[gst-devel] Linux audio is a mess? [was: JACK and GStreamer, from the horse's mouth]

Paul Davis paul at linuxaudiosystems.com
Wed Nov 29 17:55:42 CET 2006


On Wed, 2006-11-29 at 17:31 +0100, Ronald S. Bultje wrote:
> Hi,
> 
> On Wed, 29 Nov 2006, Paul Davis wrote:
> > The ALSA API supports push and pull models.
> [..]
> > dmix is very, very clever. that doesn't mean its necessarily the right
> > solution. the internals (kernel-side) of CoreAudio are another
> > interesting approach to the same problem.
> 
> So, then could anyone explain to me how using jack or pulseaudio instead
> of improving dmix to, for ex., be better in pull-environments would be
> good to my good friend Joe A. User? Imagine how many applications you
> suddenly don't have to adapt to support your cool new soundsystem, because
> - hey! - they all already support ALSA.

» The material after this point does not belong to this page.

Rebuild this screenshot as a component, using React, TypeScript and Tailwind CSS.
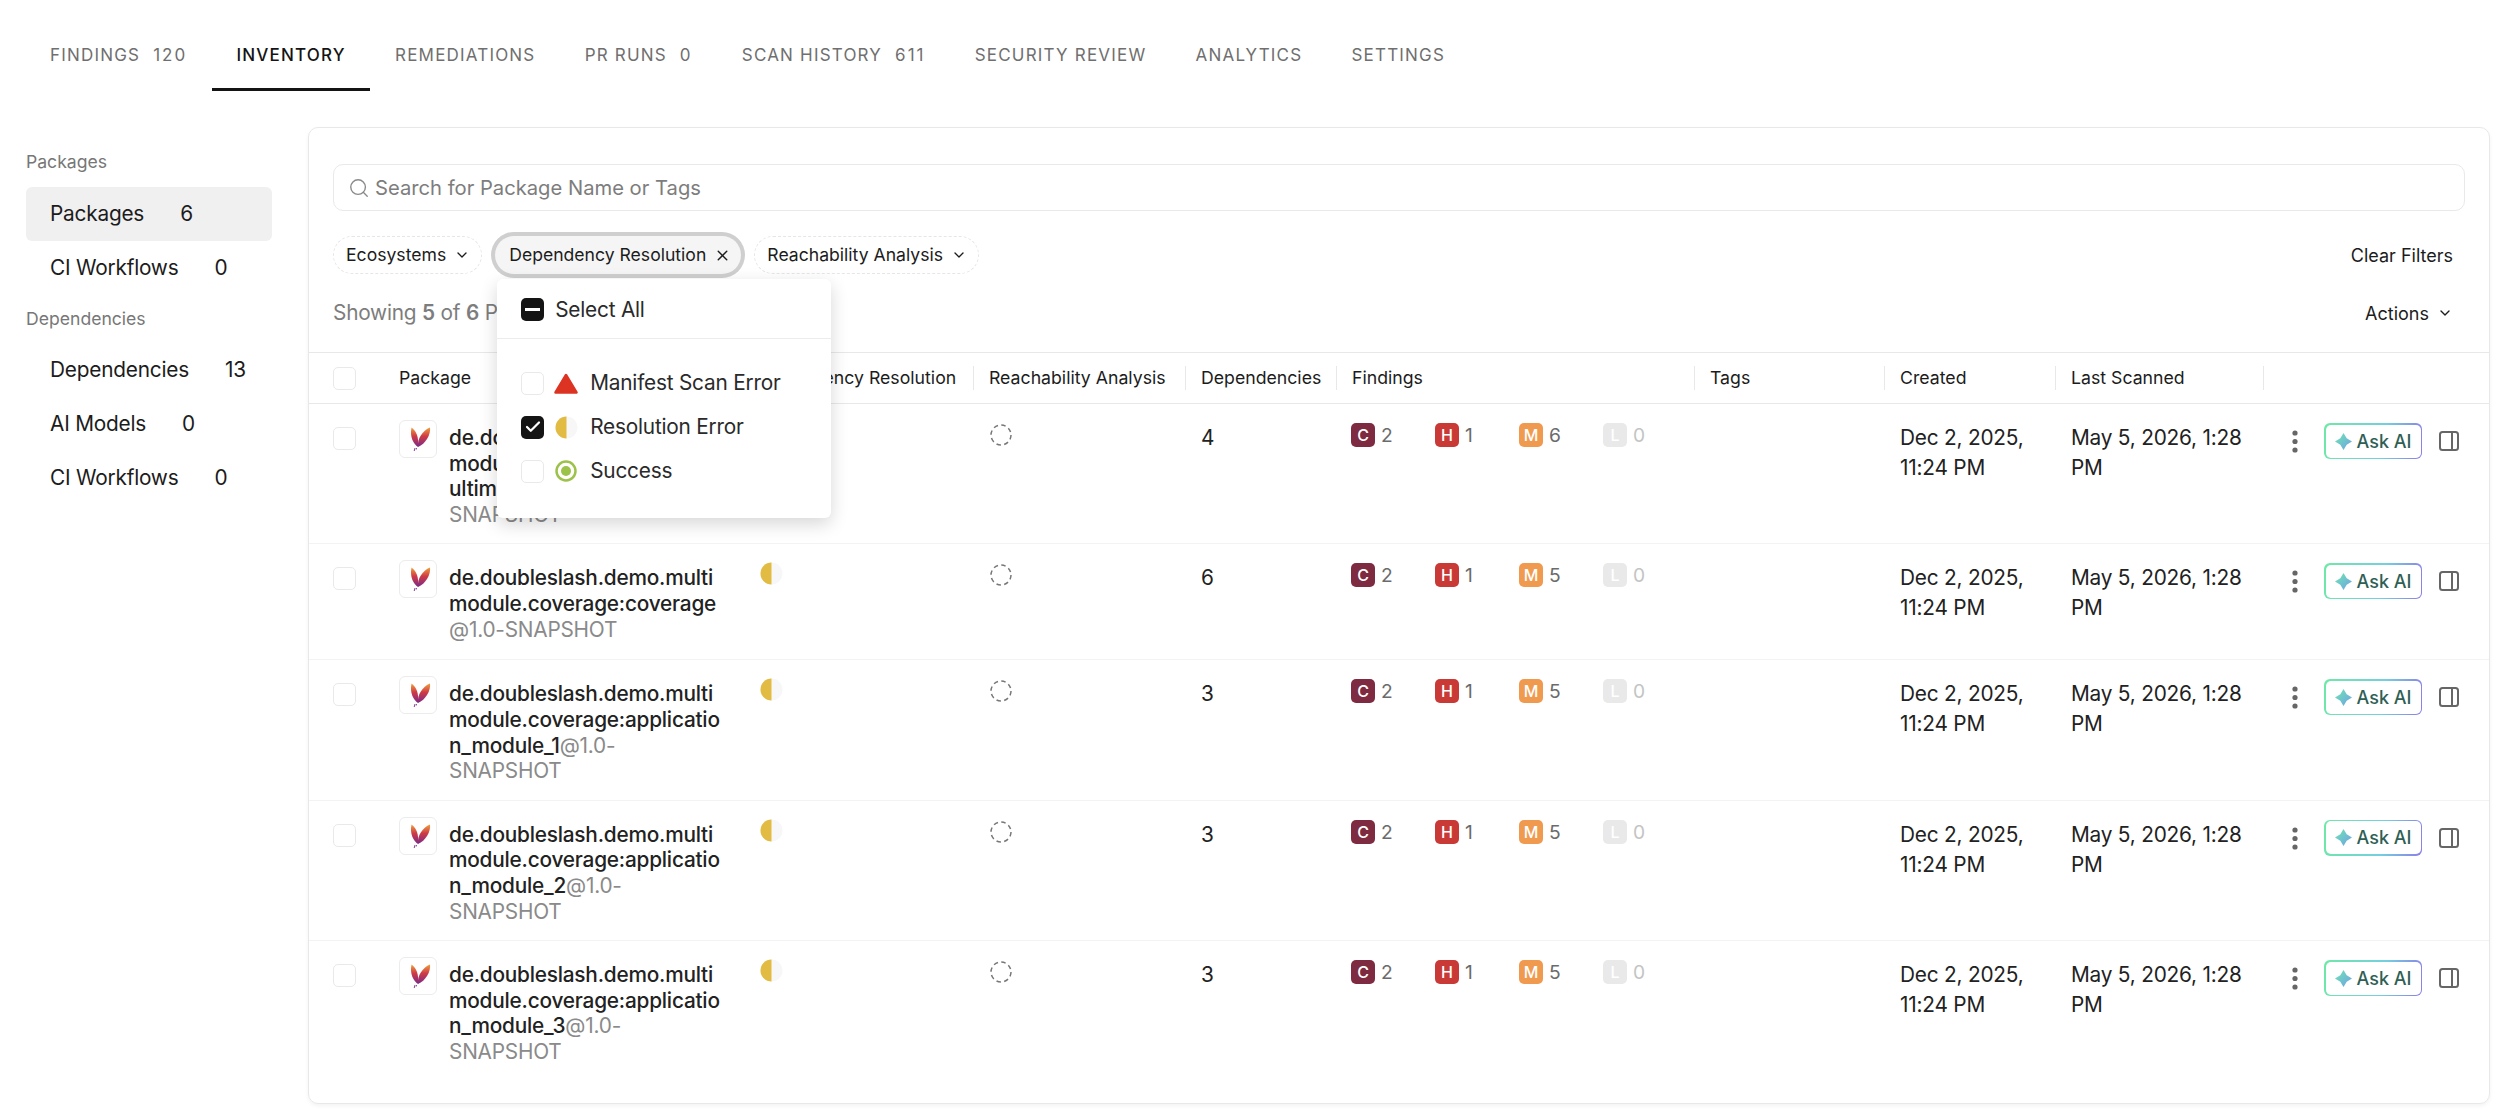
import { ChevronDown, Search, X, Check } from "lucide-react";

const tabs = [
  { label: "FINDINGS", count: "120" },
  { label: "INVENTORY", active: true },
  { label: "REMEDIATIONS" },
  { label: "PR RUNS", count: "0" },
  { label: "SCAN HISTORY", count: "611" },
  { label: "SECURITY REVIEW" },
  { label: "ANALYTICS" },
  { label: "SETTINGS" },
];

const GRID =
  "grid grid-cols-[74px_359px_231px_212px_151px_358px_190px_171px_208px_1fr]";

const rows = [
  { name: "de.doubleslash.demo.multimodule.coverage:\nultimate_module", deps: "4", medium: "6" },
  { name: "de.doubleslash.demo.multimodule.coverage:coverage", deps: "6", medium: "5", short: true },
  { name: "de.doubleslash.demo.multimodule.coverage:application_module_1", deps: "3", medium: "5" },
  { name: "de.doubleslash.demo.multimodule.coverage:application_module_2", deps: "3", medium: "5" },
  { name: "de.doubleslash.demo.multimodule.coverage:application_module_3", deps: "3", medium: "5" },
];

function Box({ className = "" }: { className?: string }) {
  return (
    <div
      className={`h-[23px] w-[23px] shrink-0 rounded-[5px] border border-[#e9e9e9] bg-white ${className}`}
    />
  );
}

function HalfCircle() {
  return (
    <svg width="23" height="23" viewBox="0 0 23 23" className="shrink-0">
      <circle cx="11.5" cy="11.5" r="11" fill="#f7f7f7" />
      <path d="M11.5 .5a11 11 0 0 0 0 22z" fill="#e2bb42" />
    </svg>
  );
}

function DashedCircle() {
  return (
    <svg width="22" height="22" viewBox="0 0 22 22">
      <circle
        cx="11"
        cy="11"
        r="10"
        fill="none"
        stroke="#777"
        strokeWidth="1.5"
        strokeDasharray="4.5 3.35"
      />
    </svg>
  );
}

function MavenLogo() {
  return (
    <div className="h-[38px] w-[38px] shrink-0 rounded-[6px] border border-[#ececec] bg-white">
      <svg width="36" height="36" viewBox="0 0 36 36">
        <defs>
          <linearGradient id="mvn" x1="0" y1="0" x2="0" y2="1">
            <stop offset="0" stopColor="#f0a13c" />
            <stop offset="0.45" stopColor="#cf3b45" />
            <stop offset="1" stopColor="#7a2a8a" />
          </linearGradient>
        </defs>
        <path d="M11.500 6.500c5 3.500 7.500 10 6.500 19.500-4.500-3-8.500-10-6.500-19.500z" fill="url(#mvn)" />
        <path d="M30 6.500c1 7-4.500 16.500-12 19.500-1-8 4.500-16.500 12-19.500z" fill="url(#mvn)" />
        <path d="M15 27l-.8 3M16.500 27l-.3 1.500" stroke="#7a2a8a" strokeWidth="0.9" fill="none" />
      </svg>
    </div>
  );
}

function Severity({ letter, value, className, faded }: { letter: string; value: string; className: string; faded?: boolean }) {
  return (
    <div className="flex w-[84px] items-start gap-[6px]">
      <div
        className={`flex h-[24px] w-[24px] items-center justify-center rounded-[5px] text-[16px] font-medium text-white ${className}`}
      >
        {letter}
      </div>
      <span className={`text-[19.2px] leading-[24px] ${faded ? "text-[#c4c4c4]" : "text-[#6b6b6b]"}`}>{value}</span>
    </div>
  );
}

function Row({ row, last }: { row: (typeof rows)[number]; last?: boolean }) {
  return (
    <div className={`${GRID} ${row.short ? "min-h-[116px]" : ""} ${last ? "" : "border-b border-[#f3f3f3]"}`}>
      <div className="pt-[23px] pl-[24px]">
        <Box />
      </div>
      <div className="flex gap-[12px] pt-[16px] pl-[16px] pb-[16px]">
        <MavenLogo />
        <div className="w-[277px] pt-[5px] text-[20.8px] leading-[25.6px] tracking-[-0.01em] text-[#8a8a8a]">
          <span className="font-medium whitespace-pre-line break-all text-[#222]">{row.name}</span>
          @1.0-SNAPSHOT
        </div>
      </div>
      <div className="pt-[18px] pl-[18px]">
        <HalfCircle />
      </div>
      <div className="pt-[20px] pl-[17px]">
        <DashedCircle />
      </div>
      <div className="pt-[19px] pl-[16px] text-[20.8px] leading-[30px] text-[#222]">{row.deps}</div>
      <div className="flex pt-[19px] pl-[15px]">
        <Severity letter="C" value="2" className="bg-[#7e2a40]" />
        <Severity letter="H" value="1" className="bg-[#c93a36]" />
        <Severity letter="M" value={row.medium} className="bg-[#f09a50]" />
        <Severity letter="L" value="0" className="bg-[#e9e9e9]" faded />
      </div>
      <div />
      <div className="pt-[19px] pl-[16px] text-[20.8px] leading-[30px] tracking-[-0.01em] text-[#222]">Dec 2, 2025, 11:24 PM</div>
      <div className="pt-[19px] pl-[16px] text-[20.8px] leading-[30px] tracking-[-0.01em] text-[#222]">May 5, 2026, 1:28 PM</div>
      <div className="flex items-start pt-[19px] pl-[22px]">
        <svg width="20" height="36" viewBox="0 0 20 36" className="shrink-0">
          <circle cx="10" cy="10" r="2.600" fill="#666" />
          <circle cx="10" cy="18.500" r="2.600" fill="#666" />
          <circle cx="10" cy="27" r="2.600" fill="#666" />
        </svg>
        <div className="ml-[19px] h-[36px] w-[98px] shrink-0 rounded-[6px] bg-[linear-gradient(100deg,#6fe8a6,#74cfe0_60%,#8d7de8)] p-[1.500px]">
          <div className="flex h-full w-full items-center justify-center gap-[5px] rounded-[5px] bg-white text-[18px] font-medium text-[#2f5f55]">
            <svg width="17" height="17" viewBox="0 0 16 16">
              <defs>
                <linearGradient id="star" x1="0" y1="0" x2="1" y2="1">
                  <stop offset="0" stopColor="#6fe8b0" />
                  <stop offset="1" stopColor="#6f9fe8" />
                </linearGradient>
              </defs>
              <path d="M8 0l3 5 5 3-5 3-3 5-3-5-5-3 5-3z" fill="url(#star)" />
            </svg>
            Ask AI
          </div>
        </div>
        <svg width="22" height="22" viewBox="0 0 22 22" fill="none" stroke="#666" strokeWidth="2" className="mt-[7px] ml-[16px] shrink-0">
          <rect x="2" y="2" width="18" height="18" rx="2.500" />
          <path d="M14 2v18" />
        </svg>
      </div>
    </div>
  );
}

function SideItem({ label, count, active }: { label: string; count: string; active?: boolean }) {
  return (
    <div
      className={`flex h-[54px] items-center gap-[36px] rounded-[6px] pl-[24px] text-[20.8px] tracking-[-0.01em] text-[#1c1c1c] ${active ? "bg-[#f0f0f0]" : ""}`}
    >
      <span>{label}</span>
      <span>{count}</span>
    </div>
  );
}

function Chip({ label }: { label: string }) {
  return (
    <div className="flex h-[38px] items-center gap-[8px] rounded-full border border-dashed border-[#e6e6e6] pr-[11px] pl-[12px] text-[17.6px] text-[#1c1c1c]">
      {label}
      <ChevronDown size={16} strokeWidth={2} />
    </div>
  );
}

function MenuRow({ label, checked, icon }: { label: string; checked?: boolean; icon: React.ReactNode }) {
  return (
    <div className="flex h-[44px] items-center text-[20.8px] tracking-[-0.01em] text-[#2a2a2a]">
      {checked ? (
        <div className="flex h-[23px] w-[23px] shrink-0 items-center justify-center rounded-[5px] bg-[#141414]">
          <Check size={18} strokeWidth={3} className="text-white" />
        </div>
      ) : (
        <Box />
      )}
      <div className="ml-[10px] flex w-[24px] shrink-0 justify-center">{icon}</div>
      <span className="ml-[12px]">{label}</span>
    </div>
  );
}

export default function App() {
  return (
    <div className="h-[1118px] w-[2508px] overflow-hidden bg-white font-['Inter',sans-serif]">
      <div className="flex h-[91px] pl-[25.4px]">
        {tabs.map((t) => (
          <div
            key={t.label}
            className={`flex h-[91px] items-center gap-[13px] border-b-[3px] px-[24.6px] pt-[23px] text-[17px] tracking-[0.07em] ${
              t.active ? "border-[#141414] font-medium text-[#141414]" : "border-transparent text-[#6f6f6f]"
            }`}
          >
            <span>{t.label}</span>
            {t.count && <span className="tracking-[0.12em]">{t.count}</span>}
          </div>
        ))}
      </div>

      <div className="flex">
        <div className="w-[308px] shrink-0 pt-[59px] pr-[36px] pl-[26px]">
          <div className="mb-[13px] h-[24px] text-[17.6px] leading-[24px] text-[#777]">Packages</div>
          <SideItem label="Packages" count="6" active />
          <SideItem label="CI Workflows" count="0" />
          <div className="mt-[12px] mb-[12px] h-[24px] text-[17.6px] leading-[24px] text-[#777]">Dependencies</div>
          <SideItem label="Dependencies" count="13" />
          <SideItem label="AI Models" count="0" />
          <SideItem label="CI Workflows" count="0" />
        </div>

        <div className="mt-[36px] flex h-[977px] w-[2182px] shrink-0 flex-col rounded-[10px] border border-[#e8e8e8] pt-[36px] shadow-[0_2px_4px_rgba(0,0,0,0.05)]">
          <div className="mx-[24px] flex h-[47px] items-center rounded-[10px] border border-[#e9e9e9] pt-[1px] pl-[14px] text-[20.2px] text-[#7d7d7d]">
            <Search size={22} strokeWidth={1.5} className="text-[#8a8a8a]" />
            <span className="ml-[5px] pt-[1px]">Search for Package Name or Tags</span>
          </div>

          <div className="mx-[24px] mt-[25px] flex h-[38px] items-center gap-[13px]">
            <Chip label="Ecosystems" />
            <div className="relative">
              <div className="flex h-[38px] items-center gap-[8px] rounded-full bg-[#f5f5f5] pr-[10px] pl-[14px] text-[17.6px] text-[#1c1c1c] ring-[4px] ring-[#cfcfcf]">
                Dependency Resolution
                <X size={17} strokeWidth={2} />
              </div>
              <div className="absolute top-[43px] left-[2px] z-10 h-[239px] w-[334px] rounded-[6px] bg-white shadow-[0_6px_18px_rgba(0,0,0,0.16)]">
                <div className="flex h-[60px] items-center border-b border-[#ececec] pt-[2px] pl-[24px] text-[20.8px] tracking-[-0.01em] text-[#2a2a2a]">
                  <div className="flex h-[23px] w-[23px] items-center justify-center rounded-[5px] bg-[#141414]">
                    <div className="h-[2.500px] w-[15px] bg-white" />
                  </div>
                  <span className="ml-[11px]">Select All</span>
                </div>
                <div className="pt-[22px] pl-[24px]">
                  <MenuRow
                    label="Manifest Scan Error"
                    icon={
                      <svg width="24" height="21" viewBox="0 0 24 21">
                        <path
                          d="M12 2L22.500 19.500H1.500z"
                          fill="#dc3323"
                          stroke="#dc3323"
                          strokeWidth="2.500"
                          strokeLinejoin="round"
                        />
                      </svg>
                    }
                  />
                  <MenuRow label="Resolution Error" checked icon={<HalfCircle />} />
                  <MenuRow
                    label="Success"
                    icon={
                      <svg width="22" height="22" viewBox="0 0 22 22">
                        <circle cx="11" cy="11" r="9.500" fill="none" stroke="#9dc24a" strokeWidth="2.500" />
                        <circle cx="11" cy="11" r="5" fill="#9dc24a" />
                      </svg>
                    }
                  />
                </div>
              </div>
            </div>
            <Chip label="Reachability Analysis" />
            <div className="ml-auto pr-[12px] text-[18px] text-[#1c1c1c]">Clear Filters</div>
          </div>

          <div className="mx-[24px] mt-[18px] flex h-[40px] items-center justify-between">
            <div className="pt-[2px] text-[20.8px] tracking-[-0.01em] text-[#7d7d7d]">
              Showing <span className="font-semibold">5</span> of <span className="font-semibold">6</span> Packages
            </div>
            <div className="flex items-center gap-[8px] pt-[2px] pr-[12px] text-[18px] text-[#1c1c1c]">
              Actions
              <ChevronDown size={16} strokeWidth={2} />
            </div>
          </div>

          <div className={`${GRID} mt-[20px] h-[52px] items-center border-y border-[#e8e8e8] text-[17.7px] text-[#1c1c1c]`}>
            <div className="pl-[24px]">
              <Box />
            </div>
            <div className="pl-[16px]">Package</div>
            {["Dependency Resolution", "Reachability Analysis", "Dependencies", "Findings", "Tags", "Created", "Last Scanned", ""].map((h) => (
              <div key={h} className="flex h-[24px] items-center border-l border-[#e8e8e8] pl-[15px]">
                {h}
              </div>
            ))}
          </div>

          {rows.map((r, i) => (
            <Row key={r.name} row={r} last={i === rows.length - 1} />
          ))}
        </div>
      </div>
    </div>
  );
}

suppose Joe A. User wants to use a VOIP application, but wants to record
the conversation, or wants to play back a new piece of music as part of
the call. if the VOIP was part of an inter-application audio routing
system, this becomes trivial to do. but there are basically no VOIP apps
that (a) use JACK (b) are written in a style that make them amenable to
inter-application audio routing.

of course, most of the time, Joe A. User doesn't want to do this, and
just wants their app to run by itself, without JACK. so now, the app
developer has to handle two different backends. what is the developer to
do? the worst approach, of course, is for them to try to build
everything into their VOIP app. 

in theory, ALSA's alsalib can handle all of this. its possible to set up
JACK as the default PCM destination, for example, so that every app
actually writes to JACK. the problem is that the level of functionality
required for this to work properly has been a long time coming, and
people have used other things. there is also the issue that lots of
developers want to write apps that port to OS X (and possibly windows)
so it becomes necessary to not have to redesign the entire data flow
through the application when doing so. the simplest basic design to make
this work is a pull model, since pull APIs are in common or sole use on
these platforms. net result: developers don't want to use ALSA because
(a) it didn't use to be capable of doing many things (b) it is still not
capable of be the basis of or a solid partner in full-fledged
inter-application audio routing and (c) it is not portable to other
platforms.

when ALSA was being written (and i was there), the main focus of the
design effort was of a nature that calling ALSA a "HAL" is more accurate
than calling it an audio API. alsalib received much less effort than the
device drivers did for many years, and by the time anyone was even
thinking about inter-application audio routing, JACK already existed.
ideally, we should have done JACK as part of ALSA, but hey ... because
we didn't, JACK now offers its services to OS X and Windows users as
well, providing a common API for pro-audio/low latency apps on every
platform. as far as tradeoffs go, i think we made the right choice.

> I just can't get my head around that RedHat would pay people to work on
> something this stupid, unless it is purely to annoy Novell.

they don't. monty is working on something rather different.